For collecting tweets, we have a function fetch_recent_tweets that the inputs include query, the number of tweets we want, and saving the results or not. So, we have:

In [7]:
recent_tweets_ma= tc.fetch_recent_tweets(query=query1, tweets_cnt=10000, save_result=True)

When you run this code, a json file will be created in the folder that you are running the code. You need this file for the next steps to do text mining.

Before going for text mining, we can have a better look on the data we collected in recent_tweets_ma:

In [8]:
type(recent_tweets_ma)

dict

In [9]:
recent_tweets_ma.keys()

dict_keys(['collection_type', 'collection_timestamp', 'query', 'tweet_cnt', 'tweets'])

We see that we have a dictionary with 5 different keys. The last key is 'tweets' which includes more data about a tweet. Let's have a look on it:

In [10]:
type(recent_tweets_ma['tweets'])

list

In [11]:
type(recent_tweets_ma['tweets'][0])

dict

So, we can see that 'tweet' is a list of dictionaries. Actually it includes all of our 10000 tweets and each member of this list is a dictionary which includes detail of each tweet.

In [12]:
recent_tweets_ma['tweets'][0].keys()

dict_keys(['entities', 'referenced_tweets', 'created_at', 'source', 'in_reply_to_user_id', 'lang', 'text', 'context_annotations', 'edit_history_tweet_ids', 'public_metrics', 'possibly_sensitive', 'id', 'author_id'])

The information about each tweet are the keys printed from the last line code. Again, each of these keys maybe another dictionary.
Indeed, the json file we get from this twitter api is a dictionary of dictionary of ... of dictionaries.

But, as we saw, in the data collected, we have only author_id, but not more information. So, for our holistic analyis, we need to collect them.

## Gathering Authors' Data:
The only data, we have from the tweets' data is the author_id.

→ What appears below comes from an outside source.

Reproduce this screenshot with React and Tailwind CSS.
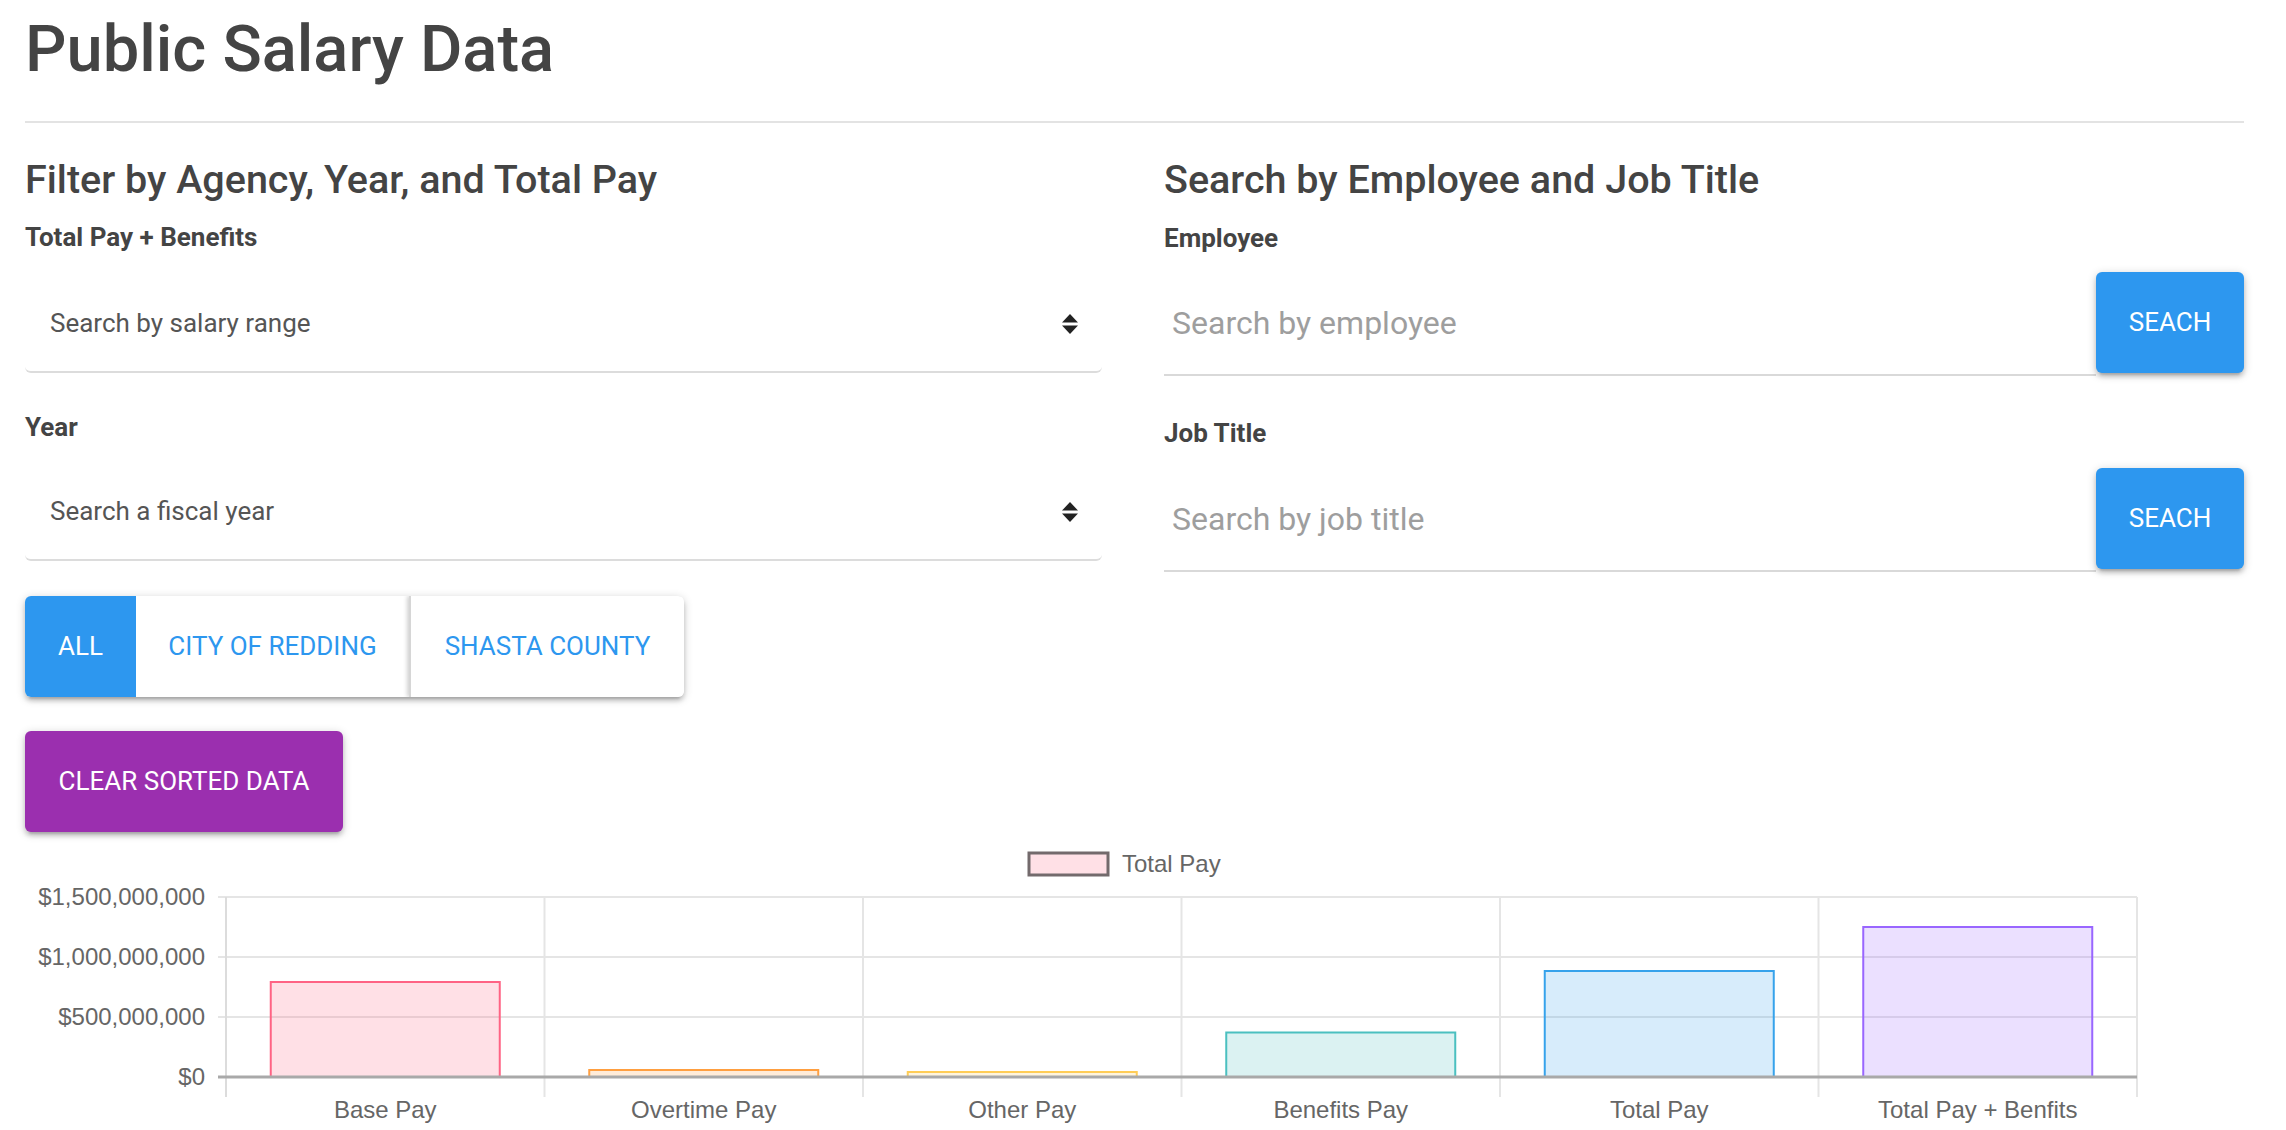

So, we need to collect all the unique author_ids and then, collect more data for each author.

In [13]:
uniq_author_id=[]
for tweet in recent_tweets_ma['tweets']:
    if tweet['author_id'] not in uniq_author_id:
        uniq_author_id.append(tweet['author_id'])

In [28]:
print(type(uniq_author_id))
print(len(uniq_author_id))

<class 'list'>
3150


As we see, we have 3150 unique author id. It means that the 10000 tweets that we've collected are made by 3150 different authors.

#### Automating Author Data Collection
For collecting author's data, we need to fetch for each author. But the problem, if you don't have a professional tweeter developer accoutn, you can't fetch more than 300 times every 15 minutes. So, you need to collect your authors' data by waiting.
So, we need to have a code as bellow:

In [29]:
author=[]
import time
for i in range(0,len(uniq_author_id)):
    try:
        author.append(tc.fetch_author_info(uniq_author_id[i]))
    except AttributeError: # If the an author has removed their account, we should skip it
        print('Author ' + str(i) + ' has removed their account')
    except:
        print('we need to wait some time!!!. We have collected ' + str(i-1) + ' authors data till now')
        time.sleep(5*60) #when we reach our limit of fetching, we need to wait 15 minutes
        print('we waited 5 minutes, need to wait more 10 minutes')
        time.sleep(5*60)
        print('we waited 10 minutes, need to wait another 5 minutes')
        time.sleep(4*60)
        print('we will start collect data again in one minute')
        time.sleep(60)
        print('Starting Again...')
        author.append(tc.fetch_author_info(uniq_author_id[i])) #collecting the data for author who encountered Too Many Requests

Author 241 has removed their account
we need to wait some time!!!. We have collected 281 authors data till now
we waited 5 minutes, need to wait more 10 minutes
we waited 10 minutes, need to wait another 5 minutes
we will start collect data again in one minute
Starting Again...
we need to wait some time!!!. We have collected 429 authors data till now
we waited 5 minutes, need to wait more 10 minutes
we waited 10 minutes, need to wait another 5 minutes
we will start collect data again in one minute
Starting Again...
we need to wait some time!!!. We have collected 729 authors data till now
we waited 5 minutes, need to wait more 10 minutes
we waited 10 minutes, need to wait another 5 minutes
we will start collect data again in one minute
Starting Again...
we need to wait some time!!!. We have collected 1029 authors data till now
we waited 5 minutes, need to wait more 10 minutes
we waited 10 minutes, need to wait another 5 minutes
we will start collect data again in one minute
Starting Aga

We gathered authors data in 12 rounds. As we see, an author has removed their account. Approximately 3 hours was dedicated for this task. 
It is worth mentioning that if you have a professional tweeter developer account, you should not wait as long as 3 hours for similar data set.

In [32]:
len(author)

3149

So, the number 3149 affirms that we collected data for all avialable authors. 

The authors data should be saved. We prefer to save it as a json file.

In [35]:
import json
with open('author_data.json','w') as f:
    json.dump(author,f)

Our data is saved and the first part of our project is done.